◆ **What you are asked to do**: Repeat all of the material below exactly as written, images excluded.

◆ **Dataset extract**:

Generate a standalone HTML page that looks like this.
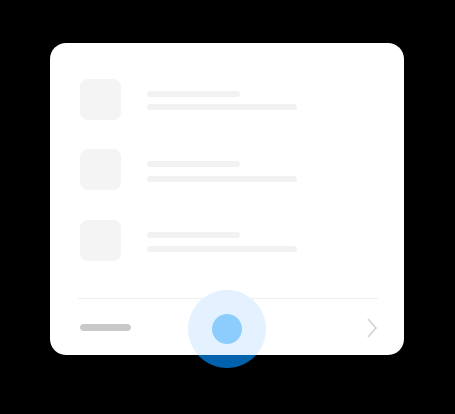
<!DOCTYPE html>
<html><head><style>
html,body{margin:0;padding:0;background:#000;width:455px;height:414px;overflow:hidden;position:relative}
.dark{position:absolute;left:188px;top:290px;width:78px;height:78px;border-radius:50%;background:#0062ad}
.card{position:absolute;left:50px;top:43px;width:354px;height:312px;border-radius:16px;background:#fff;overflow:hidden}
.sq{position:absolute;left:30px;width:41px;height:41px;border-radius:8px;background:#f4f4f4}
.l1{position:absolute;left:97px;width:93px;height:6px;border-radius:3px;background:#f2f2f2}
.l2{position:absolute;left:97px;width:150px;height:6px;border-radius:3px;background:#f2f2f2}
.div{position:absolute;left:28px;top:255px;width:300px;height:1px;background:#eeeeee}
.pill{position:absolute;left:30px;top:281px;width:51px;height:7px;border-radius:4px;background:#c9c9c9}
.halo{position:absolute;left:138px;top:247px;width:78px;height:78px;border-radius:50%;background:#e3f2fe}
.dot{position:absolute;left:162px;top:271px;width:30px;height:30px;border-radius:50%;background:#8dcdfe}
svg{position:absolute;left:314px;top:274px}
</style></head><body>
<div class="dark"></div>
<div class="card">
<div class="sq" style="top:36px"></div><div class="l1" style="top:48px"></div><div class="l2" style="top:61px"></div>
<div class="sq" style="top:106px"></div><div class="l1" style="top:118px"></div><div class="l2" style="top:133px"></div>
<div class="sq" style="top:177px"></div><div class="l1" style="top:189px"></div><div class="l2" style="top:203px"></div>
<div class="div"></div>
<div class="pill"></div>
<div class="halo"></div>
<div class="dot"></div>
<svg width="14" height="22" viewBox="0 0 14 22"><path d="M4 2 L12 11 L4 20" fill="none" stroke="#d0d0d0" stroke-width="1.5"/></svg>
</div>
</body></html>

◆ **Response for this exercise**:
Generate a standalone HTML page that looks like this.
<!DOCTYPE html>
<html><head><style>
html,body{margin:0;padding:0;background:#000;width:455px;height:414px;overflow:hidden;position:relative}
.dark{position:absolute;left:188px;top:290px;width:78px;height:78px;border-radius:50%;background:#0062ad}
.card{position:absolute;left:50px;top:43px;width:354px;height:312px;border-radius:16px;background:#fff;overflow:hidden}
.sq{position:absolute;left:30px;width:41px;height:41px;border-radius:8px;background:#f4f4f4}
.l1{position:absolute;left:97px;width:93px;height:6px;border-radius:3px;background:#f2f2f2}
.l2{position:absolute;left:97px;width:150px;height:6px;border-radius:3px;background:#f2f2f2}
.div{position:absolute;left:28px;top:255px;width:300px;height:1px;background:#eeeeee}
.pill{position:absolute;left:30px;top:281px;width:51px;height:7px;border-radius:4px;background:#c9c9c9}
.halo{position:absolute;left:138px;top:247px;width:78px;height:78px;border-radius:50%;background:#e3f2fe}
.dot{position:absolute;left:162px;top:271px;width:30px;height:30px;border-radius:50%;background:#8dcdfe}
svg{position:absolute;left:314px;top:274px}
</style></head><body>
<div class="dark"></div>
<div class="card">
<div class="sq" style="top:36px"></div><div class="l1" style="top:48px"></div><div class="l2" style="top:61px"></div>
<div class="sq" style="top:106px"></div><div class="l1" style="top:118px"></div><div class="l2" style="top:133px"></div>
<div class="sq" style="top:177px"></div><div class="l1" style="top:189px"></div><div class="l2" style="top:203px"></div>
<div class="div"></div>
<div class="pill"></div>
<div class="halo"></div>
<div class="dot"></div>
<svg width="14" height="22" viewBox="0 0 14 22"><path d="M4 2 L12 11 L4 20" fill="none" stroke="#d0d0d0" stroke-width="1.5"/></svg>
</div>
</body></html>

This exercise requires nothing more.